Second, one's religious observance and principles are a matter of choice and conduct, while homosexuality is not. Religion IS a lifestyle, while sexual orientation is not. That doesn't make harassment of people based upon religion OK, but it does mean that people who are being mistreated on the basis of an identity (rather than conduct) have nowhere to run.

Despite hysterical paranoia to the contrary, Christians are PRIVILEGED, not persecuted, when it comes to religion in the United States. That's why harassment of Christians (for adhering to Christianity or at least claiming such) is not oppression. It's still bad and stupid, but it's not socially condoned and it doesn't have the requisite institutional power behind it to warrant identification as oppression.

The mistreatment of homosexuals, on the other hand, DOES meet all the following criteria of oppression:
  • mistreatment: check
  • of a group (homosexuals): check
  • by a group (misc. "straights"): check
  • which is socially condoned: check (yes, a growing minority of people vocally oppose such mistreatment, but there are still few if any reliable social consequences for engaging in homophobic oppression)
  • and institutionalized: check (religious institutions, government, and private employers all back discrimination against homosexuals to varying degrees).

People in this world are intolerant of many views and lifestyles,

Playing video games between bong hits, or jetting out to one's favorite golf courses between high level executive meetings...are lifestyles. Choosing to acknowledge and act upon one's completely natural biological urges is not.

and it may be "oppression" to a certain level, but I don't think it's fair to call homosexuals oppressed as a distinct minority group.

Opinions about the "fairness" of an empirical definition are irrelevant. It is ACCURATE to identify them as oppressed because they are, in fact, oppressed. Their status as homosexuals is the basis of the mistreatment, and thus YES, they are oppressed *as homosexuals*.

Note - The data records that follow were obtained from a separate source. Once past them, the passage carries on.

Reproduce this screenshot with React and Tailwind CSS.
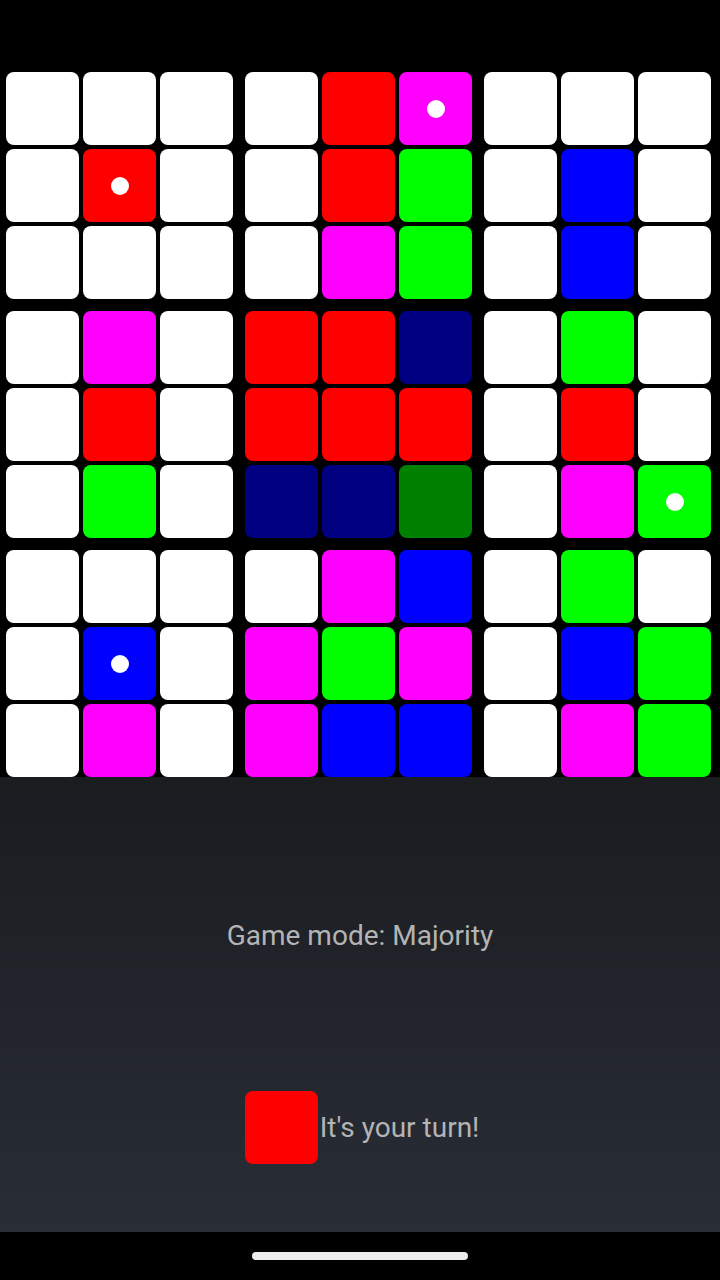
const W = 'bg-white'
const R = 'bg-[#ff0000]'
const M = 'bg-[#ff00ff]'
const G = 'bg-[#00ff00]'
const B = 'bg-[#0000ff]'
const N = 'bg-[#000080]'
const D = 'bg-[#008000]'

// 9x9 board, row by row
const BOARD = [
  [W, W, W, W, R, M, W, W, W],
  [W, R, W, W, R, G, W, B, W],
  [W, W, W, W, M, G, W, B, W],
  [W, M, W, R, R, N, W, G, W],
  [W, R, W, R, R, R, W, R, W],
  [W, G, W, N, N, D, W, M, G],
  [W, W, W, W, M, B, W, G, W],
  [W, B, W, M, G, M, W, B, G],
  [W, M, W, M, B, B, W, M, G],
]

const DOTS = ['0-5', '1-1', '5-8', '7-1']

function Cell({ color, dot }) {
  return (
    <div className={`w-[73px] h-[73px] rounded-[8px] flex items-center justify-center ${color}`}>
      {dot && <div className="w-[18px] h-[18px] rounded-full bg-white" />}
    </div>
  )
}

function Block({ br, bc }) {
  const cells = []
  for (let r = br * 3; r < br * 3 + 3; r++) {
    for (let c = bc * 3; c < bc * 3 + 3; c++) {
      cells.push(<Cell key={`${r}-${c}`} color={BOARD[r][c]} dot={DOTS.includes(`${r}-${c}`)} />)
    }
  }
  return <div className="grid grid-cols-3 gap-[4px]">{cells}</div>
}

export default function App() {
  return (
    <div
      className="w-[720px] h-[1280px] flex flex-col bg-black overflow-hidden"
      style={{ fontFamily: 'Roboto, "Liberation Sans", sans-serif' }}
    >
      <div className="h-[72px] shrink-0" />

      <div className="flex flex-col gap-[12px] pl-[6px] pr-[9px] shrink-0">
        {[0, 1, 2].map((br) => (
          <div key={br} className="flex gap-[12px]">
            {[0, 1, 2].map((bc) => (
              <Block key={bc} br={br} bc={bc} />
            ))}
          </div>
        ))}
      </div>

      <div className="flex-1 flex flex-col items-center bg-gradient-to-b from-[#1a1c20] to-[#292d36] pt-[141px]">
        <div className="text-[28px] leading-[36px] text-[#b4b4b4]">Game mode: Majority</div>
        <div className="flex items-center mt-[137px] pl-[4px]">
          <div className="w-[73px] h-[73px] rounded-[8px] bg-[#ff0000]" />
          <span className="ml-[2px] text-[28px] leading-[36px] text-[#b4b4b4]">It's your turn!</span>
        </div>
      </div>

      <div className="h-[48px] shrink-0 bg-black flex items-center justify-center">
        <div className="w-[216px] h-[8px] rounded-full bg-[#ececec]" />
      </div>
    </div>
  )
}
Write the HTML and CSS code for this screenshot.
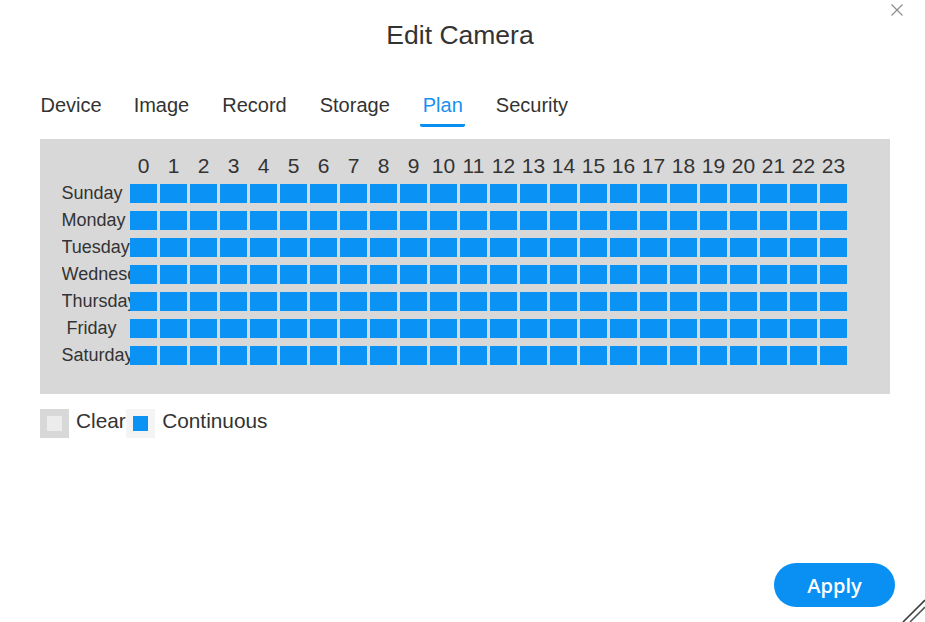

This is the kind of evasive nonsense that drives me batty: treating empirical questions as if they are a matter of opinion.
 
Why not... it worked for the Jews living in Germany in the 30's and 40's.
Do you live there? Is that the nation we are discussing? OH how were gays treated in Nazi Germany by the way?

...upon the rise of Adolf Hitler, gay men and, to a lesser extent, lesbians, were two of the numerous groups targeted by the Nazi Party and were ultimately among Holocaust victims. Beginning in 1933, gay organizations were banned, scholarly books about homosexuality, and sexuality in general, were burned, and homosexuals within the Nazi Party itself were murdered. The Gestapo compiled lists of homosexuals, who were compelled to sexually conform to the "German norm."

Between 1933–45, an estimated 100,000 men were arrested as homosexuals, of whom some 50,000 were officially sentenced.[1] Most of these men served time in regular prisons, and an estimated 5,000 to 15,000 of those sentenced were incarcerated in Nazi concentration camps.[1] It is unclear how many of the 5,000 to 15,000 eventually perished in the camps, but leading scholar Ruediger Lautman believes that the death rate of homosexuals in concentration camps may have been as high as 60%. Homosexuals in the camps were treated in an unusually cruel manner by their captors.

After the war, the treatment of homosexuals in concentration camps went unacknowledged by most countries, and some men were even re-arrested and imprisoned based on evidence found during the Nazi years. It was not until the 1980s that governments began to acknowledge this episode, and not until 2002 that the German government apologized to the gay community.[2] This period still provokes controversy, however. In 2005, the European Parliament adopted a resolution on the Holocaust which included the persecution of homosexuals.
Persecution of homosexuals in Nazi Germany and the Holocaust - Wikipedia, the free encyclopedia

The persecution even continued after the war.